The main challenges in the handwritten recognition process are the distortions and enormous variability patterns. Therefore, any successful recognition system and image classification require an active and accurate feature extraction technique that can provide distinct features that can be used to distinguish between different numeral handwritten images effectively. Furthermore, an accurate classifier is required to compute the exact distance between the feature vectors of the test and dataset numeral handwritten images. However, most previously proposed methods select only a small number of features as the input, and thus produce insufficient information for correctly predicting the object in the classification process. By contrast, a large number of input features will cause the generalization performance of the model to deteriorate, owing to the problems of dimensionality and increased run time for the training process. Hence, we propose the hybrid RBM–CNN model to address the aforementioned problems, and to introduce a novel method that uses strong feature extraction techniques. In our proposed method, we use the RBM deep learning algorithm, a popular feature extraction technique, to learn and extract features that are optimized and used for classification. Then, the extracted features are fed to the CNN after reshaping for classification.
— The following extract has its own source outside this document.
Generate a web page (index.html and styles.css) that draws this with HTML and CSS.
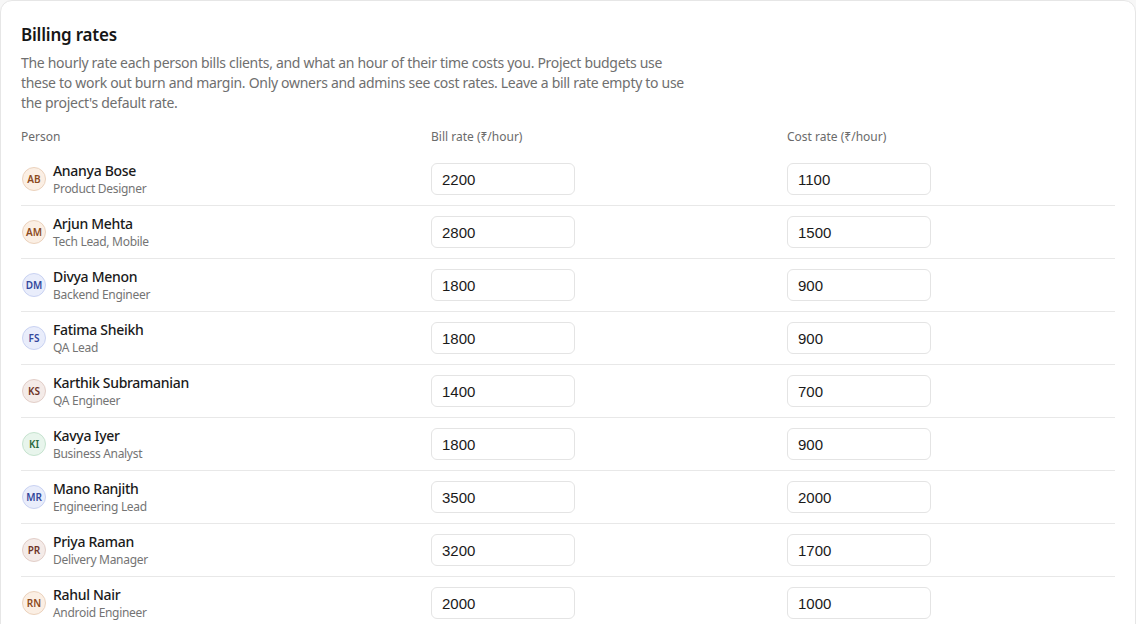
FILE: index.html
```html
<!DOCTYPE html>
<html lang="en">
<head>
    <meta charset="UTF-8">
    <meta name="viewport" content="width=device-width, initial-scale=1.0">
    <title>Billing rates</title>
    <link rel="stylesheet" href="styles.css">
</head>
<body>
    <section class="card">
        <h2>Billing rates</h2>
        <p class="desc">The hourly rate each person bills clients, and what an hour of their time costs you. Project budgets use these to work out burn and margin. Only owners and admins see cost rates. Leave a bill rate empty to use the project's default rate.</p>

        <div class="rates">
            <div class="rates-head">
                <span>Person</span>
                <span>Bill rate (₹/hour)</span>
                <span>Cost rate (₹/hour)</span>
            </div>

            <div class="rate-row">
                <div class="person"><span class="avatar peach">AB</span><div><div class="name">Ananya Bose</div><div class="role">Product Designer</div></div></div>
                <input type="text" value="2200">
                <input type="text" value="1100">
            </div>
            <div class="rate-row">
                <div class="person"><span class="avatar peach">AM</span><div><div class="name">Arjun Mehta</div><div class="role">Tech Lead, Mobile</div></div></div>
                <input type="text" value="2800">
                <input type="text" value="1500">
            </div>
            <div class="rate-row">
                <div class="person"><span class="avatar blue">DM</span><div><div class="name">Divya Menon</div><div class="role">Backend Engineer</div></div></div>
                <input type="text" value="1800">
                <input type="text" value="900">
            </div>
            <div class="rate-row">
                <div class="person"><span class="avatar blue">FS</span><div><div class="name">Fatima Sheikh</div><div class="role">QA Lead</div></div></div>
                <input type="text" value="1800">
                <input type="text" value="900">
            </div>
            <div class="rate-row">
                <div class="person"><span class="avatar rose">KS</span><div><div class="name">Karthik Subramanian</div><div class="role">QA Engineer</div></div></div>
                <input type="text" value="1400">
                <input type="text" value="700">
            </div>
            <div class="rate-row">
                <div class="person"><span class="avatar green">KI</span><div><div class="name">Kavya Iyer</div><div class="role">Business Analyst</div></div></div>
                <input type="text" value="1800">
                <input type="text" value="900">
            </div>
            <div class="rate-row">
                <div class="person"><span class="avatar blue">MR</span><div><div class="name">Mano Ranjith</div><div class="role">Engineering Lead</div></div></div>
                <input type="text" value="3500">
                <input type="text" value="2000">
            </div>
            <div class="rate-row">
                <div class="person"><span class="avatar rose">PR</span><div><div class="name">Priya Raman</div><div class="role">Delivery Manager</div></div></div>
                <input type="text" value="3200">
                <input type="text" value="1700">
            </div>
            <div class="rate-row">
                <div class="person"><span class="avatar peach">RN</span><div><div class="name">Rahul Nair</div><div class="role">Android Engineer</div></div></div>
                <input type="text" value="2000">
                <input type="text" value="1000">
            </div>
        </div>
    </section>
</body>
</html>
```

FILE: styles.css
```css
body {
    font-family: "Noto Sans", sans-serif;
    background-color: #f7f7f7;
    color: #1a1a1a;
    margin: 0;
}

.card {
    background: #fff;
    border: 1px solid #e6e6e6;
    border-radius: 12px;
    padding: 20px;
    min-height: 700px;
}

.card h2 {
    margin: 2px 0 0;
    font-size: 17px;
    line-height: 24px;
    font-weight: 600;
    letter-spacing: -0.2px;
    color: #161616;
}

.desc {
    margin: 6px 0 0;
    max-width: 670px;
    font-size: 14px;
    line-height: 20px;
    letter-spacing: -0.3px;
    color: #6f6f6f;
}

.rates-head,
.rate-row {
    display: grid;
    grid-template-columns: 410px 356px 1fr;
    align-items: center;
}

.rates-head {
    margin-top: 11px;
    height: 24px;
    font-size: 12px;
    color: #6b6b6b;
}

.rate-row {
    padding: 9px 0;
    border-bottom: 1px solid #e8e8e8;
}

.rates-head + .rate-row {
    padding-top: 14px;
}

.person {
    display: flex;
    align-items: center;
    gap: 7px;
}

.avatar {
    width: 22px;
    height: 22px;
    border-radius: 50%;
    border: 1px solid;
    display: flex;
    align-items: center;
    justify-content: center;
    font-size: 10px;
    font-weight: 600;
    margin-left: 1px;
    flex-shrink: 0;
}

.avatar.peach { background: #fbefe4; border-color: #ebd2bd; color: #8b4a1c; }
.avatar.blue { background: #e9edfb; border-color: #c9d2f2; color: #33479b; }
.avatar.rose { background: #f4ebe8; border-color: #e2cec8; color: #6e3428; }
.avatar.green { background: #e8f5ec; border-color: #c6e3cf; color: #2d6a3d; }

.name {
    font-size: 14px;
    line-height: 17px;
    font-weight: 500;
    letter-spacing: -0.3px;
    color: #1a1a1a;
}

.role {
    margin-top: 2px;
    font-size: 12px;
    line-height: 15px;
    letter-spacing: -0.3px;
    color: #747474;
}

.rate-row input {
    width: 144px;
    height: 32px;
    box-sizing: border-box;
    border: 1px solid #e4e4e4;
    border-radius: 6px;
    padding: 0 10px;
    font-family: "Liberation Sans", Arial, sans-serif;
    font-size: 15px;
    color: #1a1a1a;
    background: #fff;
}
```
The performance of the proposed method is evaluated using the CMATERDB 3.3.1 Arabic handwritten digit dataset [
32,
34]. The rest of this article is structured as follows.
Section 2 presents the proposed method and provides the basic concept for the used algorithms.
Section 3 presents the analysis of the experiment results.
Section 4 discusses the results of the proposed method with a relevant literature comparison.
Section 5 elaborates the conclusion of the study with a summary.